[Pages as source code]
______
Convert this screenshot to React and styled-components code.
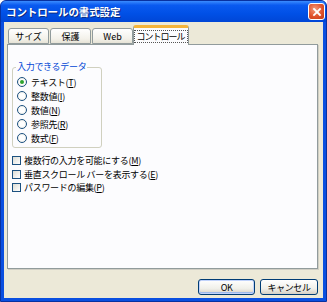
import React from "react";
import styled, { createGlobalStyle } from "styled-components";

const Global = createGlobalStyle`
  html, body { margin: 0; padding: 0; background: #ffffff; }
  body { font-family: "Noto Sans CJK JP", "Noto Sans", sans-serif; }
`;

const Window = styled.div`
  width: 327px;
  height: 302px;
  box-sizing: border-box;
  display: flex;
  flex-direction: column;
  background: #0a4fe0;
  border-radius: 6px 6px 0 0;
  border: 1px solid #0831a0;
  overflow: hidden;
`;

const TitleBar = styled.div`
  height: 21px;
  flex: none;
  display: flex;
  align-items: center;
  justify-content: space-between;
  padding: 0 1px 0 5px;
  background: linear-gradient(#3b8cff 0%, #0a5af0 20%, #0050e6 60%, #0046d6 100%);
`;

const Title = styled.span`
  color: #ffffff;
  font-size: 10.5px;
  font-weight: 700;
  letter-spacing: -0.1px;
  text-shadow: 1px 1px 0 #0a2a80;
`;

const CloseButton = styled.div`
  width: 17px;
  height: 17px;
  box-sizing: border-box;
  border: 1px solid #ffffff;
  border-radius: 3px;
  background: radial-gradient(circle at 40% 35%, #f39a7a 0%, #e0522c 55%, #c23a14 100%);
  display: flex;
  align-items: center;
  justify-content: center;
`;

const Body = styled.div`
  flex: 1;
  margin: 0 3px 3px 3px;
  background: #ece9d8;
  display: flex;
  flex-direction: column;
  padding: 3px 5px 0 3px;
`;

const TabRow = styled.div`
  display: flex;
  align-items: flex-end;
  height: 19px;
  padding-left: 1px;
  position: relative;
  z-index: 1;
`;

const Tab = styled.div`
  box-sizing: border-box;
  width: ${(p) => p.$w}px;
  height: ${(p) => (p.$active ? 20 : 16)}px;
  margin-right: ${(p) => (p.$active ? 0 : 1)}px;
  margin-left: ${(p) => (p.$active ? -1 : 0)}px;
  display: flex;
  align-items: center;
  justify-content: center;
  font-size: 9px;
  color: #000;
  border: 1px solid #919b9c;
  border-bottom: ${(p) => (p.$active ? "none" : "1px solid #919b9c")};
  border-radius: 3px 3px 0 0;
  background: ${(p) =>
    p.$active ? "#fcfcfe" : "linear-gradient(#ffffff, #f3f1ea 70%, #e6e3d6)"};
  border-top: ${(p) => (p.$active ? "3px solid #f5b43a" : "1px solid #919b9c")};
  margin-bottom: ${(p) => (p.$active ? -1 : 0)}px;
  letter-spacing: ${(p) => (p.$tight ? "-1px" : "0")};
`;

const Focus = styled.span`
  border: 1px dotted #555;
  padding: 0 2px 0 1px;
  line-height: 11px;
`;

const Panel = styled.div`
  height: 225px;
  box-sizing: border-box;
  border: 1px solid #919b9c;
  background: #fcfcfe;
  box-shadow: 1px 1px 0 #d0cec4;
  padding: 22px 4px 0 4px;
  display: flex;
  flex-direction: column;
`;

const GroupBox = styled.div`
  position: relative;
  width: 90px;
  height: 81px;
  box-sizing: border-box;
  padding: 7px 0 0 4px;
  border: 1px solid #d0d0bf;
  border-radius: 3px;
  display: flex;
  flex-direction: column;
`;

const Legend = styled.span`
  position: absolute;
  left: 3px;
  top: -7px;
  font-size: 9px;
  color: #0046d5;
  padding: 0 1px;
  line-height: 12px;
  background: #fcfcfe;
  letter-spacing: -0.3px;
`;

const OptionRow = styled.div`
  display: flex;
  align-items: center;
  height: ${(p) => p.$h || 14}px;
  flex: none;
  gap: ${(p) => p.$gap || 4}px;
  font-size: 9px;
  color: #000;
`;

const Radio = styled.span`
  width: 10px;
  height: 10px;
  box-sizing: border-box;
  border-radius: 50%;
  border: 1px solid #1c5180;
  background: radial-gradient(circle, #ffffff 40%, #e4e4dc 100%);
  display: flex;
  align-items: center;
  justify-content: center;
  flex: none;
  &::after {
    content: "";
    width: 4px;
    height: 4px;
    border-radius: 50%;
    background: ${(p) => (p.$checked ? "#2fa32f" : "transparent")};
  }
`;

const CheckList = styled.div`
  display: flex;
  flex-direction: column;
  margin-top: 6px;
`;

const Check = styled.span`
  width: 9px;
  height: 9px;
  box-sizing: border-box;
  border: 1px solid #1c5180;
  background: linear-gradient(135deg, #dcdcd4, #ffffff);
  flex: none;
`;

const Label = styled.span`
  white-space: nowrap;
  letter-spacing: -0.3px;
`;

const ButtonRow = styled.div`
  display: flex;
  justify-content: flex-end;
  gap: 5px;
  margin-top: 10px;
`;

const Button = styled.div`
  width: ${(p) => p.$w}px;
  height: 16px;
  box-sizing: border-box;
  border: 1px solid #003c74;
  border-radius: 3px;
  background: linear-gradient(#ffffff, #f0f0ea 60%, #d6d0c5);
  box-shadow: ${(p) =>
    p.$default ? "inset 0 0 0 1px #c1d3fb, inset 0 -1px 0 1px #9db9eb" : "none"};
  font-size: 9px;
  letter-spacing: -0.4px;
  display: flex;
  align-items: center;
  justify-content: center;
  color: #000;
`;

const Mn = ({ c }) => (
  <>
    (<u>{c}</u>)
  </>
);

const radios = [
  ["テキスト", "T", true],
  ["整数値", "I", false],
  ["数値", "N", false],
  ["参照先", "R", false],
  ["数式", "F", false],
];

const checks = [
  ["複数行の入力を可能にする", "M"],
  ["垂直スクロール バーを表示する", "E"],
  ["パスワードの編集", "P"],
];

export default function App() {
  return (
    <>
      <Global />
      <Window>
        <TitleBar>
          <Title>コントロールの書式設定</Title>
          <CloseButton>
            <svg width="10" height="10" viewBox="0 0 10 10">
              <path d="M2 2 L8 8 M8 2 L2 8" stroke="#fff" strokeWidth="1.8" strokeLinecap="square" />
            </svg>
          </CloseButton>
        </TitleBar>
        <Body>
          <TabRow>
            <Tab $w={41}>サイズ</Tab>
            <Tab $w={41}>保護</Tab>
            <Tab $w={41}>Web</Tab>
            <Tab $w={56} $active $tight>
              <Focus>コントロール</Focus>
            </Tab>
          </TabRow>
          <Panel>
            <GroupBox>
              <Legend>入力できるデータ</Legend>
              {radios.map(([t, k, c]) => (
                <OptionRow key={k}>
                  <Radio $checked={c} />
                  <Label>
                    {t}
                    <Mn c={k} />
                  </Label>
                </OptionRow>
              ))}
            </GroupBox>
            <CheckList>
              {checks.map(([t, k]) => (
                <OptionRow key={k} $gap={3} $h={13.5}>
                  <Check />
                  <Label>
                    {t}
                    <Mn c={k} />
                  </Label>
                </OptionRow>
              ))}
            </CheckList>
          </Panel>
          <ButtonRow>
            <Button $w={57} $default>OK</Button>
            <Button $w={58}>キャンセル</Button>
          </ButtonRow>
        </Body>
      </Window>
    </>
  );
}
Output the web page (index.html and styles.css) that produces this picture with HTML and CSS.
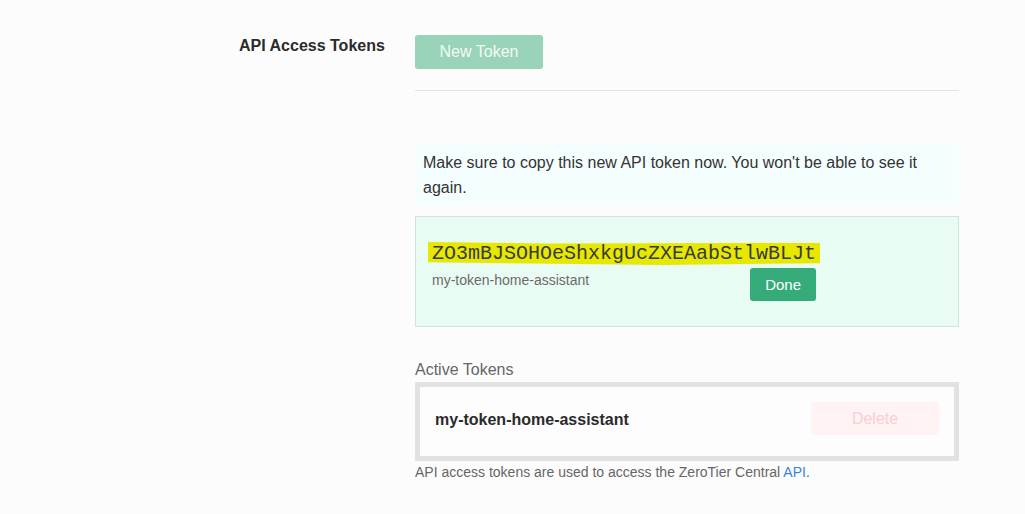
FILE: index.html
```html
<!DOCTYPE html>
<html>
<head>
<meta charset="utf-8">
<link rel="stylesheet" href="styles.css">
</head>
<body>
<div class="page">
  <div class="label">API Access Tokens</div>
  <div class="content">
    <div class="top">
      <button class="btn btn-new">New Token</button>
    </div>
    <div class="notice">Make sure to copy this new API token now. You won't be able to see it again.</div>
    <div class="token-box">
      <div class="token-group">
        <div class="token"><span class="hl">ZO3mBJSOHOeShxkgUcZXEAabStlwBLJt</span></div>
        <div class="token-row">
          <span class="token-name">my-token-home-assistant</span>
          <button class="btn btn-done">Done</button>
        </div>
      </div>
    </div>
    <div class="active-label">Active Tokens</div>
    <div class="active-box">
      <span class="active-name">my-token-home-assistant</span>
      <button class="btn btn-delete">Delete</button>
    </div>
    <div class="footnote">API access tokens are used to access the ZeroTier Central <a href="#" class="link">API</a>.</div>
  </div>
</div>
</body>
</html>
```

FILE: styles.css
```css
html, body {
  margin: 0;
  padding: 0;
  background: #fcfcfc;
  font-family: "Liberation Sans", Arial, sans-serif;
  color: #333;
}
.page {
  display: flex;
  padding: 35px 0 0 239px;
}
.label {
  width: 176px;
  font-weight: bold;
  font-size: 16px;
  line-height: 20px;
  padding-top: 1px;
  color: #2b2b2b;
}
.content {
  width: 544px;
}
.top {
  border-bottom: 1px solid #e3e3e3;
  padding-bottom: 21px;
}
.btn {
  border: none;
  border-radius: 3px;
  font-family: "Liberation Sans", Arial, sans-serif;
  font-size: 16px;
  color: #fff;
  padding: 0;
}
.btn-new {
  width: 128px;
  height: 34px;
  background: #99d3b9;
  color: #f4fbf7;
}
.notice {
  margin-top: 53px;
  background: #f5fefe;
  padding: 6px 8px 6px 8px;
  font-size: 16px;
  line-height: 25px;
  color: #333;
}
.token-box {
  margin-top: 10px;
  background: #e8fcf3;
  border: 1px solid #cfe4db;
  padding: 27px 0 0 16px;
  box-sizing: border-box;
  height: 111px;
}
.token-group {
  display: inline-block;
}
.token {
  font-family: "Liberation Mono", "Courier New", monospace;
  font-size: 20px;
  line-height: 20px;
  color: #3a3a3a;
}
.hl {
  background: #e6e800;
  padding: 0 4px 0 4px;
  margin-left: -4px;
  margin-right: -4px;
  clip-path: polygon(0 0, 30% 6%, 100% 4%, 100% 92%, 60% 100%, 0 88%);
}
.token-row {
  display: flex;
  justify-content: space-between;
  align-items: flex-start;
  margin-top: 5px;
}
.token-name {
  font-size: 14px;
  line-height: 20px;
  color: #6b6b6b;
  padding-top: 1px;
}
.btn-done {
  width: 66px;
  height: 33px;
  background: #36ab7a;
  font-size: 15px;
  margin-top: -1px;
}
.active-label {
  margin-top: 33px;
  font-size: 16px;
  line-height: 20px;
  color: #666;
  margin-bottom: 2px;
}
.active-box {
  border: 5px solid #e2e2e2;
  background: #fdfdfd;
  display: flex;
  justify-content: space-between;
  align-items: center;
  padding: 15px 15px 21px 15px;
}
.active-name {
  font-weight: bold;
  font-size: 16px;
  color: #2b2b2b;
  padding-top: 3px;
}
.btn-delete {
  width: 128px;
  height: 33px;
  background: #fff3f3;
  color: #f8cfd3;
}
.footnote {
  margin-top: 1px;
  font-size: 14px;
  line-height: 20px;
  color: #666;
}
.link {
  color: #3b82e0;
  text-decoration: none;
}
```
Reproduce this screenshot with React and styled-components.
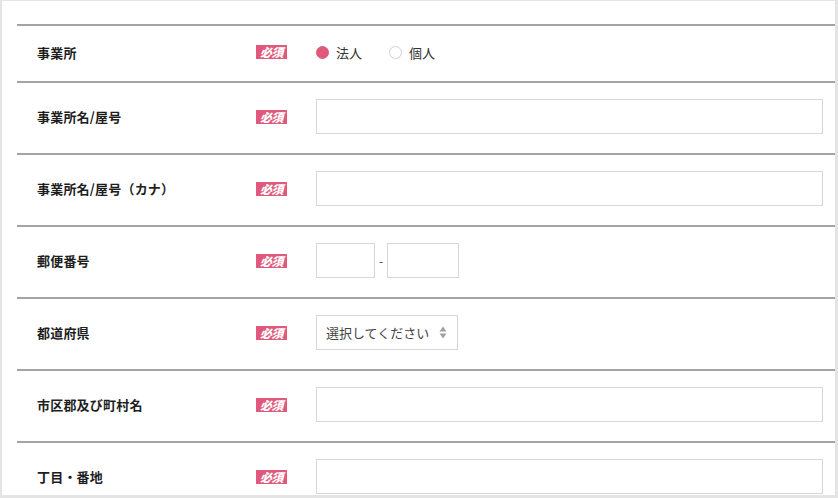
______
## WHAT IS EXPECTED
Compute how many lines include the string "this", then give that number by itself.

## FULL OUTPUT
4